The dynamics aboard ship depend on a delicate balance of authority, competence, and mutual respect. When that balance tips, the psychological safety net that crews depend on begins to fray. Any erosion of professional trust creates discomfort, but more, it creates danger too.
Of course 'out the window" does have limits and use the instruments is obviously often required.
Most newbuilds don’t even have the ability to plot manually - no sextant, no universal plotting sheets, no triangles or parallel rules. Some older ships that have been converted to full ECDIS may have some old charts squirrelled away “just in case”, but newer ships are 100% dependant on electronic navigation. What’s their plan if the electronics fail? Call the DPA on the sat-phone and ask for a course to steer - seriously!
I think part of the blame lies with the IMO and the requirements of STCW - schools don’t teach seamanship, they teach to the tests and the “old fashioned” skills are covered just enough to pass your exam. It doesn’t help that the master now spends most of his day answering emails rather than mentoring junior crew; not that the crew is on the bridge after their watch to learn anyway. The off-watch is all in their cabins using their MLC-mandated wifi to stream movies.
You can manually plot a fix on an ECDIS. It’s rare anyone over the age of 30 knows how to do it. If shit is so bad that we don’t even have power to all 3 redundant ECDIS’ then we likely have much larger problems than getting an immediate fix
You’ve personally been on a ship without a sextant, parallel rulers, or plotting sheets? You’ve witnessed that yourself?
I think bridge watchstanding can be thought of as a continuous process of seeking and resolving mismatches between the various available resources such as instruments (ECDIS, ARPA, AIS, ect) and direct observation, 'out the window:.
I don’t think it is easy for those young enough to grow up with GPS. Back in the day NOTHING was absolute. RDF bearings were +/- two degrees if everything was perfect and easily could be 10 degrees off. LORAN was good for finding the same thing twice, but otherwise could easily be off enough to have you on dry land going up a river. DR had obvious inaccuracies, celestial had a lot of places for error to creep in and counted on clear skies, and on and on. Back in the day you never trusted ANYTHING 100% and were always looking for another way to confirm where you were.
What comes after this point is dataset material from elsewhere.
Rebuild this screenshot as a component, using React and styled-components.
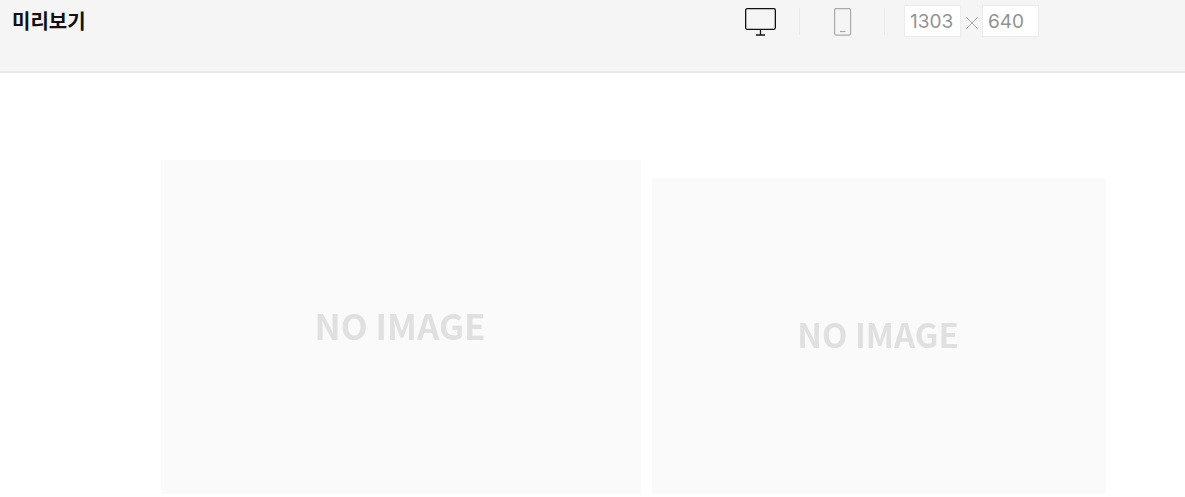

Besides for all that, you made allowances for not knowing where you were to the foot. If you have radar, you’ll want to be good enough to get the sea buoy on the screen and go right by it, then you are fixed for entering the harbor. With GPS it is so very hard to not say “that is exactly where I am” because usually it IS exactly where you are. If the buoy is missing it is because it got run over or broke off the chain and floated to Ireland, not because the GPS is screwed up. Usually.
In a paper submitted to the IMO HTW sub-committee working group meeting on the comprehensive review of the STCW in October 2024, an NGO proposed:
References to celestial navigation, checking compass errors through the use of celestial bodies and the use of sextants should be deleted
In support, they noted:
The use of celestial navigation is an obsolete competence that is no longer needed within current navigational skill sets and cannot be used in practice due to the lack of sextants on board.
That a sextant can also be used to plot a position on a chart or the ability to construct a plotting sheet would be classed as an obsolete competence as well.
Have we done away with the chart table ?
I’m an academy cadet and my terrestrial navigation class is my favorite. I really love the art/skill of chart plotting and being competent in it. Really looking forward to celestial navigation too.
One of my professors is a master unlimited who is in his 70s and spent over 40 years at sea. He always urges us how important it is to actually learn Tnav and Cnav due to the increasing issues with cyber breaches on AIS and ECDIS.
I’ll admit, it does kinda suck that paper charts are phasing out at a time that I’m working on entering the industry. I’d love to do actual chart plotting on paper as a mate and use celestial to complete a voyage from departure to arrival, rather than let the ECDIS do it for me. That’s part of really drew me into being a mariner over 10 years ago. I think it’s simply fascinating
The old RNC charts in both electronic and printed form are works of art. When I was a very young lad my father would give me and my brother an old paper chart of wherever we were headed next and we would have endless fun finding things like unexploded bombs on it.
I know someone who worked on making the old-style charts and some of it was fascinating like a diary of a 19th century surveyor/explorer talking about rocks around a cove in Alaska.
Pro tip: No one took a kayak with a sonar around rocks with waves breaking around and over them and surveyed them to the inch, so if it looks like a bunch of rocks it IS a bunch of rocks estimated from some distance off in 1870!
“You’ve personally been on a ship without a sextant, parallel rulers, or plotting sheets? You’ve witnessed that yourself?”
100%. I’ve specifically asked and on several new-builds, they have no “traditional” plotting tools. I’ve been told by a master that their SMS says “call the company and ask for help” if they loose all electronic navigation.
Right now, only a proposal. The comprehensive review and amendment of STCW is a multi-year process. So far, only “gaps" (portions of STCW to be considered for possible revision) have been identified.